Background: MicroRNAs (miRNAs) are small, non-coding RNA molecules that play a key role in gene regulation in both plants and animals. MicroRNA biogenesis involves the enzymatic processing of a primary RNA transcript. The final step is the production of a duplex molecule, often designated as miRNA:miRNA*, that will yield a functional miRNA by separation of the two strands. This miRNA will be incorporated into the RNA-induced silencing complex, which subsequently will bind to its target mRNA in order to suppress its expression.
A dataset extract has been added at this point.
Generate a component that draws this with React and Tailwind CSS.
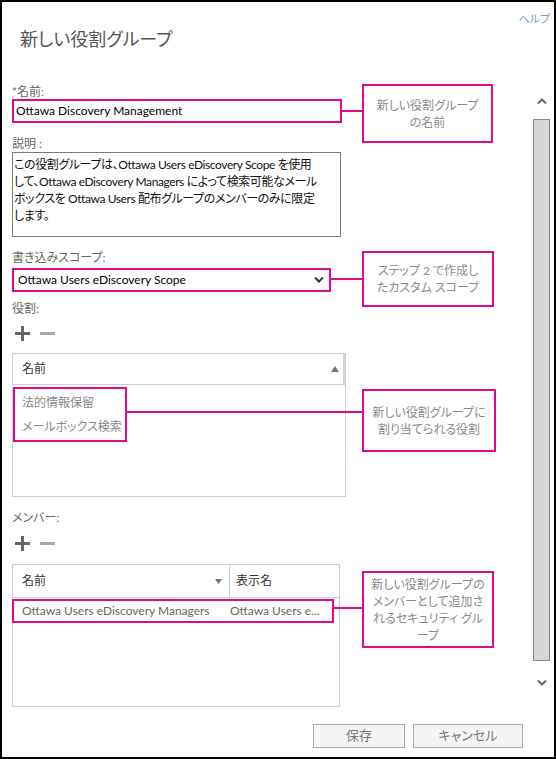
import React from "react";

function PlusMinus() {
  return (
    <div className="flex items-center gap-[10px] pl-[3px] h-[14px]">
      <svg width="15" height="15" viewBox="0 0 15 15">
        <rect x="6" y="0" width="3" height="15" fill="#666" />
        <rect x="0" y="6" width="15" height="3" fill="#666" />
      </svg>
      <svg width="15" height="15" viewBox="0 0 15 15">
        <rect x="0" y="6" width="15" height="3" fill="#a3aaab" />
      </svg>
    </div>
  );
}

function Chevron({ up, color = "#666" }) {
  return (
    <svg width="10" height="6" viewBox="0 0 10 6">
      <path
        d={up ? "M1 5.5 L5 1.5 L9 5.5" : "M1 0.5 L5 4.5 L9 0.5"}
        fill="none"
        stroke={color}
        strokeWidth="2"
      />
    </svg>
  );
}

function Callout({ className, children }) {
  return (
    <div
      className={`absolute border-2 border-[#e5088b] bg-white flex items-center justify-center text-center text-[12px] leading-[17px] text-[#8a8a8a] ${className}`}
    >
      <p className="whitespace-nowrap">{children}</p>
    </div>
  );
}

function Line({ className }) {
  return <div className={`absolute h-[2px] bg-[#e5088b] ${className}`} />;
}

export default function App() {
  return (
    <div className="relative w-[556px] h-[759px] border-2 border-black bg-white flex flex-col overflow-hidden font-['Lato','Noto_Sans_CJK_JP',sans-serif] [font-feature-settings:'palt']">
      <div className="flex justify-end pr-[4px] pt-[10px]">
        <span className="text-[11px] leading-[14px] text-[#6b9fd3]">ヘルプ</span>
      </div>
      <h1 className="ml-[18px] mt-[2px] text-[18px] leading-[22px] text-[#555]">
        新しい役割グループ
      </h1>

      <div className="flex flex-1">
        <div className="flex-1 pl-[10px] flex flex-col">
          <label className="mt-[34px] text-[12px] leading-[15px] text-[#666]">*名前:</label>
          <div className="w-[330px] h-[24px] border-2 border-[#e5088b] flex items-center pl-[2px] text-[12px] text-black">
            Ottawa Discovery Management
          </div>

          <label className="mt-[13px] text-[12px] leading-[15px] text-[#666]">説明 :</label>
          <div className="mt-[1px] w-[329px] h-[85px] border border-[#7a7a7a] pl-[1px] pt-[3px] text-[12px] leading-[17px] tracking-[-0.4px] text-[#111] whitespace-nowrap overflow-hidden">
            この役割グループは、Ottawa Users eDiscovery Scope を使用
            <br />
            して、Ottawa eDiscovery Managers によって検索可能なメール
            <br />
            ボックスを Ottawa Users 配布グループのメンバーのみに限定
            <br />
            します。
          </div>

          <label className="mt-[13px] text-[12px] leading-[15px] text-[#666]">書き込みスコープ:</label>
          <div className="mt-[3px] w-[319px] h-[24px] border-2 border-[#e5088b] flex items-center justify-between pl-[4px] pr-[5px] text-[12px] text-black">
            <span>Ottawa Users eDiscovery Scope</span>
            <Chevron color="#333" />
          </div>

          <label className="mt-[9px] text-[12px] leading-[15px] text-[#666]">役割:</label>
          <div className="mt-[10px]">
            <PlusMinus />
          </div>

          <div className="mt-[13px] w-[334px] h-[144px] border border-[#c9ced1] flex flex-col">
            <div className="h-[31px] border-b border-[#c9ced1] border-r-2 border-r-[#d0d4d6] flex items-center justify-between pl-[9px] pr-[4px] text-[12px] text-[#333]">
              <span>名前</span>
              <svg width="8" height="6" viewBox="0 0 8 6">
                <path d="M0 6 L4 0 L8 6 Z" fill="#777" />
              </svg>
            </div>
            <div className="mt-[2px] w-[114px] h-[55px] border-2 border-[#e5088b] flex flex-col justify-center gap-[8px] pl-[7px] text-[12px] leading-[16px] text-[#888] whitespace-nowrap">
              <span>法的情報保留</span>
              <span>メールボックス検索</span>
            </div>
          </div>

          <label className="mt-[13px] text-[12px] leading-[15px] text-[#666]">メンバー:</label>
          <div className="mt-[11px]">
            <PlusMinus />
          </div>

          <div className="mt-[14px] w-[328px] h-[143px] border border-[#c9ced1] flex flex-col">
            <div className="h-[33px] border-b border-[#c9ced1] flex text-[12px] text-[#333]">
              <div className="w-[217px] border-r border-[#c9ced1] flex items-center justify-between pl-[9px] pr-[7px]">
                <span>名前</span>
                <svg width="7" height="5" viewBox="0 0 7 5">
                  <path d="M0 0 L7 0 L3.5 5 Z" fill="#777" />
                </svg>
              </div>
              <div className="flex items-center pl-[6px]">表示名</div>
            </div>
            <div className="mt-[1px] -ml-[1px] w-[322px] h-[24px] border-2 border-[#e5088b] flex items-center text-[12px] text-[#666] whitespace-nowrap">
              <span className="w-[216px] pl-[8px]">Ottawa Users eDiscovery Managers</span>
              <span>Ottawa Users e...</span>
            </div>
          </div>

          <div className="mt-[17px] flex justify-end gap-[8px] pr-[10px]">
            <button className="w-[92px] h-[24px] bg-[#f4f4f4] border border-[#a9a9a9] text-[13px] text-[#777]">
              保存
            </button>
            <button className="w-[110px] h-[24px] bg-[#f4f4f4] border border-[#a9a9a9] text-[13px] text-[#777]">
              キャンセル
            </button>
          </div>
        </div>

        <div className="w-[17px] mr-[4px] flex flex-col items-center">
          <div className="mt-[48px]">
            <Chevron up />
          </div>
          <div className="mt-[15px] w-[17px] h-[542px] bg-[#d6d6d6] border border-[#8a8a8a]" />
          <div className="mt-[19px]">
            <Chevron />
          </div>
        </div>
      </div>

      <Line className="left-[340px] top-[108px] w-[22px]" />
      <Callout className="left-[360px] top-[82px] w-[131px] h-[59px]">
        新しい役割グループ
        <br />
        の名前
      </Callout>

      <Line className="left-[329px] top-[276px] w-[33px]" />
      <Callout className="left-[360px] top-[249px] w-[132px] h-[56px]">
        ステップ 2 で作成し
        <br />
        たカスタム スコープ
      </Callout>

      <Line className="left-[125px] top-[409px] w-[237px]" />
      <Callout className="left-[360px] top-[387px] w-[134px] h-[63px]">
        新しい役割グループに
        <br />
        割り当てられる役割
      </Callout>

      <Line className="left-[331px] top-[605px] w-[31px]" />
      <Callout className="left-[360px] top-[569px] w-[132px] h-[77px]">
        新しい役割グループの
        <br />
        メンバーとして追加さ
        <br />
        れるセキュリティ グル
        <br />
        ープ
      </Callout>
    </div>
  );
}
The analysis of miRNAs is still a developing area for computational biology with many open questions regarding the structure and function of this important class of molecules. Here, we present StarSeeker, a simple tool that outputs the putative miRNA* sequence given the precursor and the mature sequences.

Results: We evaluated StarSeeker using a dataset consisting of all plant sequences available in miRBase (6992 precursor sequences and 8496 mature sequences). The program returned a total of 15,468 predicted miRNA* sequences. Of these, 2650 sequences were matched to annotated miRNAs (~ 90% of the miRBase-annotated sequences). The remaining predictions could not be verified, mainly because they do not comply with the rule requiring the two overhanging nucleotides in the duplex molecule.

Conclusions: The expression pattern of some miRNAs in plants can be altered under various abiotic stress conditions. Potential miRNA* molecules that do not degrade can thus be detected and also discovered in high-throughput sequencing data, helping us to understand their role in gene regulation.

Keywords: Plant transcriptome; Sequence prediction; Transcription regulation; miRNA maturation.